● Instruction
Pick out each line containing the string "React".
* * *
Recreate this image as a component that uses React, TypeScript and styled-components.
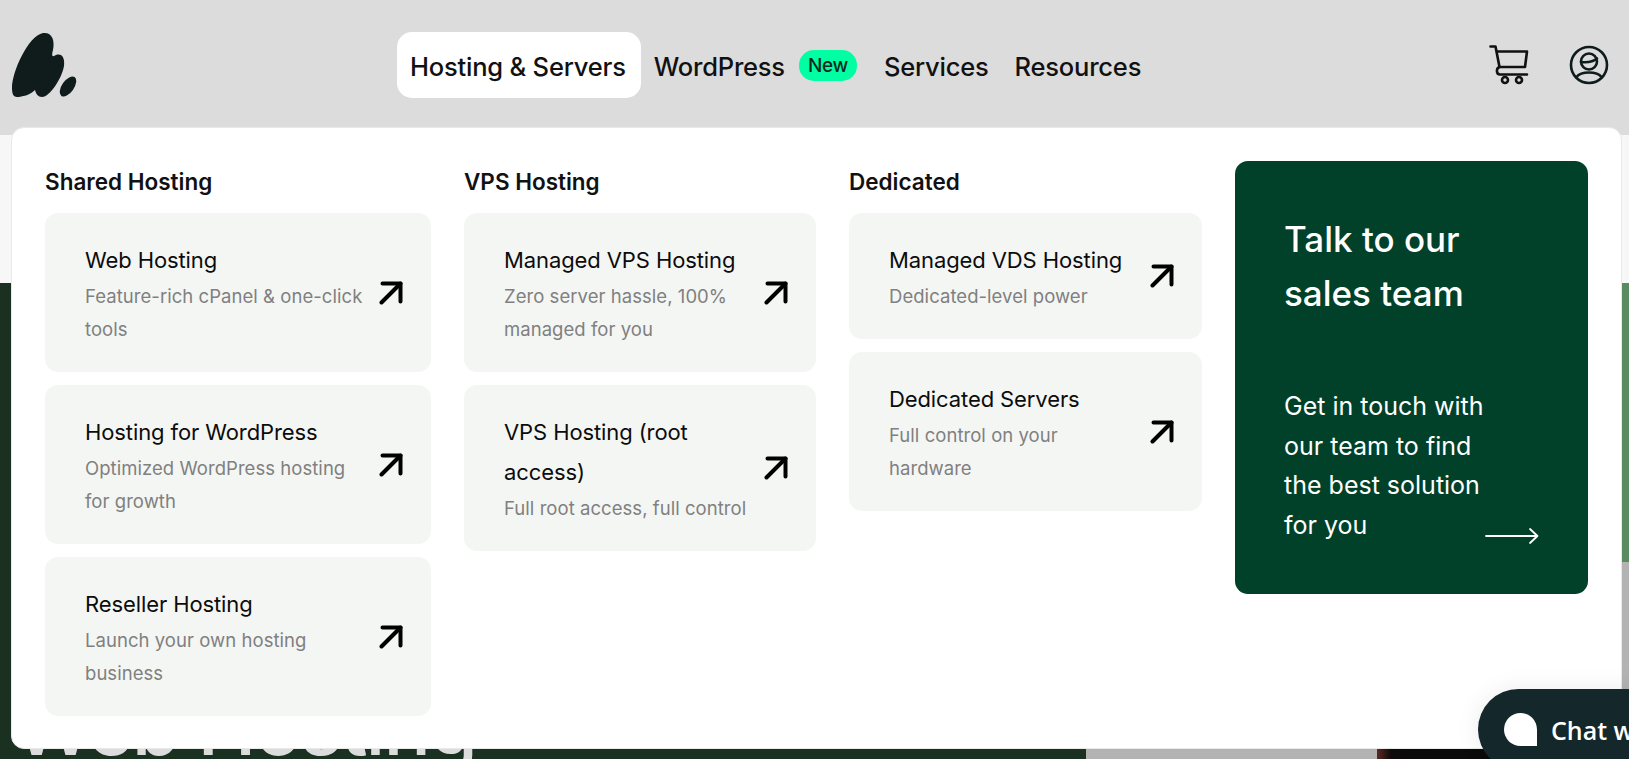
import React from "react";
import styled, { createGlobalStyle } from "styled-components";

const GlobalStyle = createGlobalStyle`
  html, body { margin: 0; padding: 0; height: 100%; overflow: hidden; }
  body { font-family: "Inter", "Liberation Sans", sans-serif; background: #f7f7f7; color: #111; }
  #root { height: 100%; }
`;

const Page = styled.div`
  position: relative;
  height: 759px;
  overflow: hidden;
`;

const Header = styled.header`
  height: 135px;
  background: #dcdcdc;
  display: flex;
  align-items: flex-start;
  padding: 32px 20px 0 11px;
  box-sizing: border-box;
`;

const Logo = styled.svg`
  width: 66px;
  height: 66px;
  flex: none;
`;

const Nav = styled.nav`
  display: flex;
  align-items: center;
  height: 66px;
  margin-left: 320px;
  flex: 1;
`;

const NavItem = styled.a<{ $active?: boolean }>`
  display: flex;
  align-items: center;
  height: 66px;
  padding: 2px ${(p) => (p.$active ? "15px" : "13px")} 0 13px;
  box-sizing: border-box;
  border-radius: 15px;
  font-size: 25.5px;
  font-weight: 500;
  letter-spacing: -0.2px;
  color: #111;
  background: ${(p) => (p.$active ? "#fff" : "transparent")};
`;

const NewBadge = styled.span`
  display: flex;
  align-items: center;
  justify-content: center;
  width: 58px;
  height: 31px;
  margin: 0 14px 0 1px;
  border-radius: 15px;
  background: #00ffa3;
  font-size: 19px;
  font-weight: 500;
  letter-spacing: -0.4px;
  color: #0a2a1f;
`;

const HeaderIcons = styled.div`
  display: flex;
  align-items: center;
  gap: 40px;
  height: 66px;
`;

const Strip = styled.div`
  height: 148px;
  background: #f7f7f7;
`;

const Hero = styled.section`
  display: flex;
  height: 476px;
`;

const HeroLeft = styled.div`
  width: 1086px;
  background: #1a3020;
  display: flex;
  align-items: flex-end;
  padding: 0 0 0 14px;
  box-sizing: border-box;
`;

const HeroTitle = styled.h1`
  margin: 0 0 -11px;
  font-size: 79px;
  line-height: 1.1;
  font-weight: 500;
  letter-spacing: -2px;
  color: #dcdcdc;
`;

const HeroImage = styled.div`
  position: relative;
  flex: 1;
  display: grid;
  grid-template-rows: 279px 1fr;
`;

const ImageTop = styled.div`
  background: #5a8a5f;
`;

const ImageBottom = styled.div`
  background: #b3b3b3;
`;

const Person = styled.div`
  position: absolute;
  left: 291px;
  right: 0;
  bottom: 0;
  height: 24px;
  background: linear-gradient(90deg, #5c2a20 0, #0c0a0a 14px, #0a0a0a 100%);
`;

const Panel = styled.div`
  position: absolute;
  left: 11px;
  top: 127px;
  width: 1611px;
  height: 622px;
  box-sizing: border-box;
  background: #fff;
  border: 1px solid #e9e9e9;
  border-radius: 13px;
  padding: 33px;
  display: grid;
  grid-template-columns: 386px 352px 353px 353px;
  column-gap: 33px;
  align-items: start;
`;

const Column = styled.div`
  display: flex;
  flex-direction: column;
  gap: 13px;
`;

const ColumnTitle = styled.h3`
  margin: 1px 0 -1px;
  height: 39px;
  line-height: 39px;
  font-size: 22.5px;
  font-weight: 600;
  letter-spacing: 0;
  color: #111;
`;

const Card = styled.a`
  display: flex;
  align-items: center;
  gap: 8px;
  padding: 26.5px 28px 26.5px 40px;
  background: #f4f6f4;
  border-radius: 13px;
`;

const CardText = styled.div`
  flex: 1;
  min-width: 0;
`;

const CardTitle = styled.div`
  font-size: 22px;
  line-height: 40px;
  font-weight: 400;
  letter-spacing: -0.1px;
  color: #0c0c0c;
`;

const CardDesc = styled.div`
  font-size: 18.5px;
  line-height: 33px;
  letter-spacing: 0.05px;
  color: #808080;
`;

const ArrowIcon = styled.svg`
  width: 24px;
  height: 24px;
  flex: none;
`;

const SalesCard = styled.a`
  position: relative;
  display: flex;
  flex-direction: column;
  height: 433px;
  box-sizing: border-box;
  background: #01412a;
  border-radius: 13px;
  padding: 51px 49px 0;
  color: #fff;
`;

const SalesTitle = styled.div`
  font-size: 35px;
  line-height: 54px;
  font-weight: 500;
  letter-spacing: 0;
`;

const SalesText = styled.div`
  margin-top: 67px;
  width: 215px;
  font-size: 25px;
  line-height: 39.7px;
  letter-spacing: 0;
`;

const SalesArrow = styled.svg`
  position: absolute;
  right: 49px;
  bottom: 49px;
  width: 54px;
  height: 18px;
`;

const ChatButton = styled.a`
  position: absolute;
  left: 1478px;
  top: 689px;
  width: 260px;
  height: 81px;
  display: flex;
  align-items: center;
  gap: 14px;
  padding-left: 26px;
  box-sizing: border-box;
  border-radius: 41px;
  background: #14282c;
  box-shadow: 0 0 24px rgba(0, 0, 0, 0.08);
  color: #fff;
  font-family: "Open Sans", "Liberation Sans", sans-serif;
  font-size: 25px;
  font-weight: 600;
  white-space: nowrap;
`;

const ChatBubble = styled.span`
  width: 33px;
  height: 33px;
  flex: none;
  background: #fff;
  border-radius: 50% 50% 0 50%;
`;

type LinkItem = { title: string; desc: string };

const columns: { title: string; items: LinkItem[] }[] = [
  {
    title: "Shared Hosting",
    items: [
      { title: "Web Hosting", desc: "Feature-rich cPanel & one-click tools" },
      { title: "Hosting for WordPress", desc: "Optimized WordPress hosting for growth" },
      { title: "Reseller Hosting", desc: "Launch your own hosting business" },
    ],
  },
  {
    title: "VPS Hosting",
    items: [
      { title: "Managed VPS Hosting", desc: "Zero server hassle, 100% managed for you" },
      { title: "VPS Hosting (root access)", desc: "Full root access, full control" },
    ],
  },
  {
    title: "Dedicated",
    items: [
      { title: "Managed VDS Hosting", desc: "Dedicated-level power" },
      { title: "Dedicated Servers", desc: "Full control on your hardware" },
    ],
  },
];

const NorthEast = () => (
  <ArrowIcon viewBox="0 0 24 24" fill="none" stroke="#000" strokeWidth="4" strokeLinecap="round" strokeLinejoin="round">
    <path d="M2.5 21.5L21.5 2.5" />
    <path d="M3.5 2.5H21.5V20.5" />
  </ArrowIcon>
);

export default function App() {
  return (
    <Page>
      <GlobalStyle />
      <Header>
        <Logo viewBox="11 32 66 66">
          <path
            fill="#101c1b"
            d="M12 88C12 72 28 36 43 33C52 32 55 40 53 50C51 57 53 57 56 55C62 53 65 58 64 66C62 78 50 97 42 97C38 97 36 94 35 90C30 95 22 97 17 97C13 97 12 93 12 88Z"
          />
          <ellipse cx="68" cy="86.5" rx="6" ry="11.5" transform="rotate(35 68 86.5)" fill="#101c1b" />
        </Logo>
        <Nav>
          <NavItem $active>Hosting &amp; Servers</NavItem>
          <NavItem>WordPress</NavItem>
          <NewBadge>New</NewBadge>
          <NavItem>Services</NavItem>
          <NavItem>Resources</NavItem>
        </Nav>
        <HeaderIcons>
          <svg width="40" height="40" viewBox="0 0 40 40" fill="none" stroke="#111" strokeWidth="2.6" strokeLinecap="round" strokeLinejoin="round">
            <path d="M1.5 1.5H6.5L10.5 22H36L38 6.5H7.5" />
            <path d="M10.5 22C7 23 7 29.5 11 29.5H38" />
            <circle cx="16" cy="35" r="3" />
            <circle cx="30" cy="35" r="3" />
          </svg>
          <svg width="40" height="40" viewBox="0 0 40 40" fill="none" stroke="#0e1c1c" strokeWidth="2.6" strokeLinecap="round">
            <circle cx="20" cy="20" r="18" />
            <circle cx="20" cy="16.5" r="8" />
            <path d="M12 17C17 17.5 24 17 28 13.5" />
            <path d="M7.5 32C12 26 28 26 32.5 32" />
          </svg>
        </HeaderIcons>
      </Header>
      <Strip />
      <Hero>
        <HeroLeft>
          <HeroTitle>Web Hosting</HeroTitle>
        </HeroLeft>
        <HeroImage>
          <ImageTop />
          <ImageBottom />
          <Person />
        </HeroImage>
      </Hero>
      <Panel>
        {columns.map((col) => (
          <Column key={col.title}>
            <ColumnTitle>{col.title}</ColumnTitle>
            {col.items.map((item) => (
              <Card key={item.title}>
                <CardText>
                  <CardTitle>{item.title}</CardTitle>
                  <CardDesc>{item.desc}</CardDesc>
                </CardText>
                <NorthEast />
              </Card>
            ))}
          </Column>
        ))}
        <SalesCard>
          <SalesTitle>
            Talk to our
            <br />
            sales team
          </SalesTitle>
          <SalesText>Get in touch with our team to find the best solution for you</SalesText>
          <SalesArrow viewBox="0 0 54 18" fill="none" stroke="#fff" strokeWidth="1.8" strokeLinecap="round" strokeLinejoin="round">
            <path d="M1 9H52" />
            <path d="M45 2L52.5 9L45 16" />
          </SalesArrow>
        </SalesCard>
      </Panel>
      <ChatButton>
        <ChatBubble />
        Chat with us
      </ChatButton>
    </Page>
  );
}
* * *
● Complete response
Recreate this image as a component that uses React, TypeScript and styled-components.
import React from "react";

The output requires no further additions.